▸ SHORT EXERCISE: Starting at the first line of the data, print each line verbatim up to and including the line bearing "const COG_ANGLES = [0, 45, 90, 135, 180, 225, 270, 315];", omitting pictures.

** begin DATA SHOWN **

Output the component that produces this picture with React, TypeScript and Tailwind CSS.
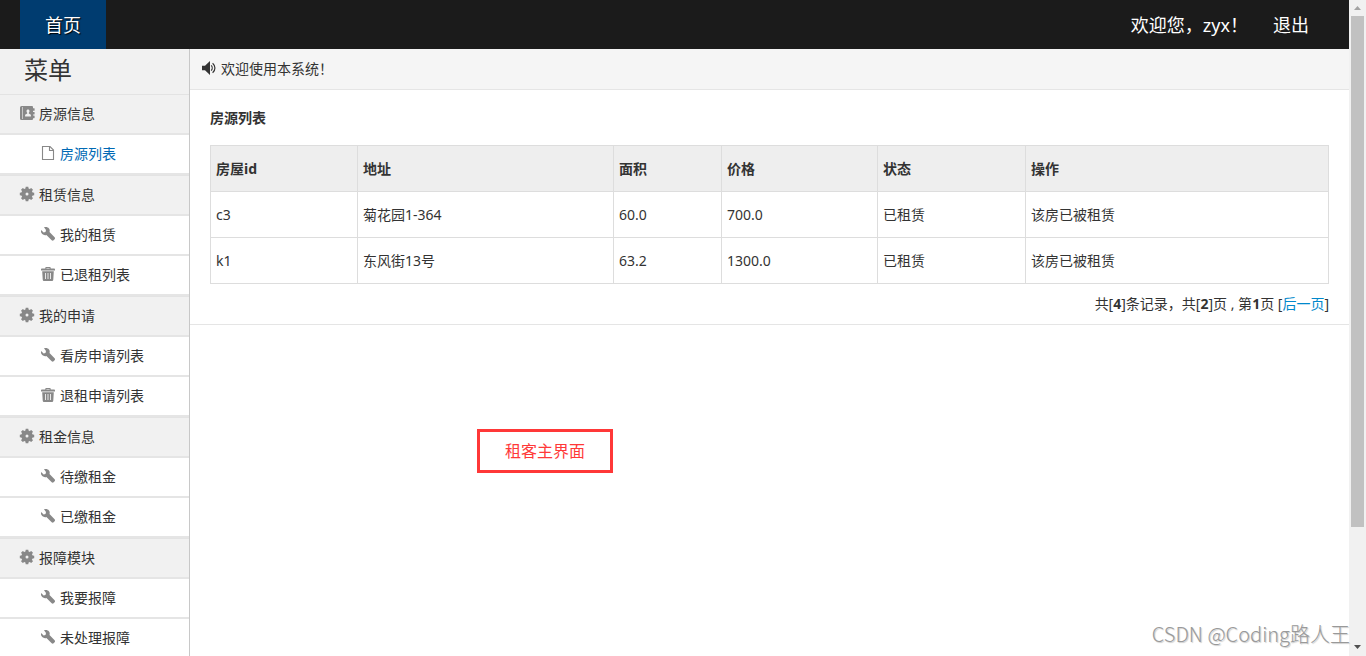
import type { ReactNode } from 'react';

type IconName = 'book' | 'file' | 'cog' | 'wrench' | 'trash' | 'volume';

const COG_ANGLES = [0, 45, 90, 135, 180, 225, 270, 315];

const ICONS: Record<IconName, ReactNode> = {
  book: (
    <path
      fillRule="evenodd"
      d="M1.5 0H12a1 1 0 0 1 1 1v1.2h1.2a.4.4 0 0 1 .4.4v1.8a.4.4 0 0 1-.4.4H13v1.1h1.2a.4.4 0 0 1 .4.4v1.8a.4.4 0 0 1-.4.4H13v1.1h1.2a.4.4 0 0 1 .4.4v1.8a.4.4 0 0 1-.4.4H13V13a1 1 0 0 1-1 1H1.5A1.5 1.5 0 0 1 0 12.5v-11A1.5 1.5 0 0 1 1.5 0zM2.4 1v12h.6V1zM8 3.4c-.9 0-1.5.7-1.5 1.6 0 .7.2 1.300.7 1.700v.7L5.500 8.400c-.3.200-.4.400-.4.700v1.300h5.800V9.100c0-.3-.1-.5-.4-.7L8.800 7.400v-.7c.5-.4.7-1 .7-1.700 0-.9-.6-1.600-1.500-1.600z"
    />
  ),
  file: (
    <path
      d="M1.500 .5H9L12.500 4V13.500H1.500zM8.500 .5V4.500H12.500"
      fill="none"
      stroke="currentColor"
      strokeWidth="1.100"
    />
  ),
  cog: (
    <>
      <circle cx="7" cy="7" r="3.600" fill="none" stroke="currentColor" strokeWidth="4.200" />
      {COG_ANGLES.map((a) => (
        <path key={a} d="M5.300 2.500 5.700 -.2H8.300L8.700 2.500z" transform={`rotate(${a} 7 7)`} />
      ))}
    </>
  ),
  wrench: (
    <path d="M3 .3C4.900-.4 6.900 0 8 1.500c.8 1.100.9 2.300.5 3.500l5.100 5.300c.6.600.6 1.300 0 1.900l-1 1c-.6.600-1.300.6-1.900 0L5.400 8c-1.400.4-3.100.2-4.200-.9C.1 6-.3 4.600.1 3.100l2.500 2.300 1.900-.4.500-2z" />
  ),
  trash: (
    <path
      fillRule="evenodd"
      d="M4.300 1.600V.8c0-.5.300-.8.800-.8h3.800c.5 0 .8.300.8.800v.8h3.500c.5 0 .8.300.8.700v1.100H0V2.300c0-.4.300-.7.800-.7zm1.100-.6v.6h3.200V1zM1.200 4.200h11.600l-.5 8.200c-.1 1-.7 1.600-1.600 1.600H3.300c-.9 0-1.500-.6-1.600-1.600zM4.100 5.900v6h.8v-6zm2.500 0v6h.8v-6zm2.500 0v6h.8v-6z"
    />
  ),
  volume: (
    <>
      <path d="M0 4.700h3L8 0v14L3 9.300H0z" />
      <path
        d="M9.200 4.400c1.300 1.400 1.300 3.800 0 5.200M10.600 2.200c3.100 2.600 3.100 7 0 9.600"
        fill="none"
        stroke="currentColor"
        strokeWidth="1.200"
      />
    </>
  ),
};

function Icon({ name }: { name: IconName }) {
  return (
    <svg
      viewBox="0 0 14 14"
      className="-mt-0.5 size-3.5 shrink-0 overflow-visible"
      fill="currentColor"
      aria-hidden="true"
    >
      {ICONS[name]}
    </svg>
  );
}

interface MenuItem {
  label: string;
  icon: IconName;
  active?: boolean;
}

interface MenuGroup extends MenuItem {
  items: MenuItem[];
}

const MENU: MenuGroup[] = [
  {
    label: '房源信息',
    icon: 'book',
    items: [{ label: '房源列表', icon: 'file', active: true }],
  },
  {
    label: '租赁信息',
    icon: 'cog',
    items: [
      { label: '我的租赁', icon: 'wrench' },
      { label: '已退租列表', icon: 'trash' },
    ],
  },
  {
    label: '我的申请',
    icon: 'cog',
    items: [
      { label: '看房申请列表', icon: 'wrench' },
      { label: '退租申请列表', icon: 'trash' },
    ],
  },
  {
    label: '租金信息',
    icon: 'cog',
    items: [
      { label: '待缴租金', icon: 'wrench' },
      { label: '已缴租金', icon: 'wrench' },
    ],
  },
  {
    label: '报障模块',
    icon: 'cog',
    items: [
      { label: '我要报障', icon: 'wrench' },
      { label: '未处理报障', icon: 'wrench' },
    ],
  },
];

const COLUMNS = [
  { label: '房屋id', width: 'w-[147px]' },
  { label: '地址', width: 'w-[256px]' },
  { label: '面积', width: 'w-[108px]' },
  { label: '价格', width: 'w-[156px]' },
  { label: '状态', width: 'w-[148px]' },
  { label: '操作', width: '' },
];

const ROWS = [
  ['c3', '菊花园1-364', '60.0', '700.0', '已租赁', '该房已被租赁'],
  ['k1', '东风街13号', '63.2', '1300.0', '已租赁', '该房已被租赁'],
];

function TopBar() {
  return (
    <header className="flex h-[49px] shrink-0 items-stretch justify-between bg-[#1b1b1b] pr-4 pl-5 text-lg text-white">
      <a
        href="#home"
        className="flex items-center bg-[#003c70] px-[25px] [text-shadow:1px_1px_1px_#000]"
      >
        首页
      </a>
      <nav className="flex items-stretch">
        <span className="flex items-center pr-[25px]">欢迎您，zyx！</span>
        <a href="#logout" className="flex items-center pr-6">
          退出
        </a>
      </nav>
    </header>
  );
}

function Sidebar() {
  return (
    <aside className="w-[190px] shrink-0 overflow-hidden border-r border-[#c8c8c8] bg-[#f1f1f1]">
      <h2 className="flex h-[45px] items-center pb-1 pl-6 text-2xl">菜单</h2>
      <ul>
        {MENU.map((group) => (
          <li key={group.label} className="border-t border-b-2 border-t-[#e3e3e3] border-b-[#e5e5e5]">
            <a href="#group" className="flex h-[38px] items-center gap-[5px] pl-5">
              <span className="text-[#888]">
                <Icon name={group.icon} />
              </span>
              {group.label}
            </a>
            <ul>
              {group.items.map((item) => (
                <li key={item.label} className="border-t-2 border-[#e5e5e5] bg-white">
                  <a
                    href="#item"
                    className={`flex h-[38px] items-center gap-[5px] pl-[41px] ${
                      item.active ? 'text-[#0069b4]' : ''
                    }`}
                  >
                    <span className="text-[#888]">
                      <Icon name={item.icon} />
                    </span>
                    {item.label}
                  </a>
                </li>
              ))}
            </ul>
          </li>
        ))}
      </ul>
    </aside>
  );
}

function HouseTable() {
  return (
    <table className="w-full table-fixed border-collapse text-left">
      <thead>
        <tr className="h-[46px] bg-[#eee]">
          {COLUMNS.map((column) => (
            <th
              key={column.label}
              scope="col"
              className={`border border-[#ddd] px-[5px] font-bold ${column.width}`}
            >
              {column.label}
            </th>
          ))}
        </tr>
      </thead>
      <tbody>
        {ROWS.map((row) => (
          <tr key={row[0]} className="h-[46px]">
            {row.map((cell, i) => (
              <td key={i} className="border border-[#ddd] px-[5px]">
                {cell}
              </td>
            ))}
          </tr>
        ))}
      </tbody>
    </table>
  );
}

function Content() {
  return (
    <main className="min-w-0 flex-1">
      <p className="flex h-[41px] items-center gap-[5px] border-b border-[#e5e5e5] bg-[#f5f5f5] pl-3">
        <Icon name="volume" />
        欢迎使用本系统！
      </p>
      <section className="border-b border-[#e5e5e5] px-5 pt-[18px] pb-2.5">
        <h1 className="mb-[17px] font-bold">房源列表</h1>
        <HouseTable />
        <p className="mt-2.5 text-right">
          共[<b>4</b>]条记录，共[<b>2</b>]页 , 第<b>1</b>页 [
          <a href="#next" className="text-[#08c]">
            后一页
          </a>
          ]
        </p>
      </section>
    </main>
  );
}

function ScrollRail() {
  return (
    <div className="flex w-[17px] shrink-0 flex-col bg-[#f1f1f1] px-0.5" aria-hidden="true">
      <svg viewBox="0 0 13 16" className="h-4 w-full shrink-0">
        <path d="M3 10 6.500 6 10 10z" fill="#a3a3a3" />
      </svg>
      <div className="flex-1">
        <div className="h-[82%] bg-[#c1c1c1]" />
      </div>
      <svg viewBox="0 0 13 17" className="h-[17px] w-full shrink-0">
        <path d="M3 6 6.500 10 10 6z" fill="#505050" />
      </svg>
    </div>
  );
}

export default function App() {
  return (
    <div className="relative flex h-screen overflow-hidden bg-white font-['Noto_Sans','Noto_Sans_CJK_SC',sans-serif] text-sm/5 text-[#333]">
      <div className="flex min-w-0 flex-1 flex-col">
        <TopBar />
        <div className="flex min-h-0 flex-1">
          <Sidebar />
          <Content />
        </div>
      </div>
      <ScrollRail />
      <div className="absolute top-[429px] left-[477px] border-[3px] border-[#ff3838] px-[25px] py-[7px] text-base text-[#ff3838]">
        租客主界面
      </div>
      <div className="absolute right-4 bottom-2 font-['Noto_Sans_CJK_SC',sans-serif] text-xl/7 font-light text-[#999] [text-shadow:1px_1px_1px_#ccc]">
        CSDN @Coding路人王
      </div>
    </div>
  );
}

** end DATA SHOWN **

▸ COMPLETED EXERCISE:
Output the component that produces this picture with React, TypeScript and Tailwind CSS.
import type { ReactNode } from 'react';

type IconName = 'book' | 'file' | 'cog' | 'wrench' | 'trash' | 'volume';

const COG_ANGLES = [0, 45, 90, 135, 180, 225, 270, 315];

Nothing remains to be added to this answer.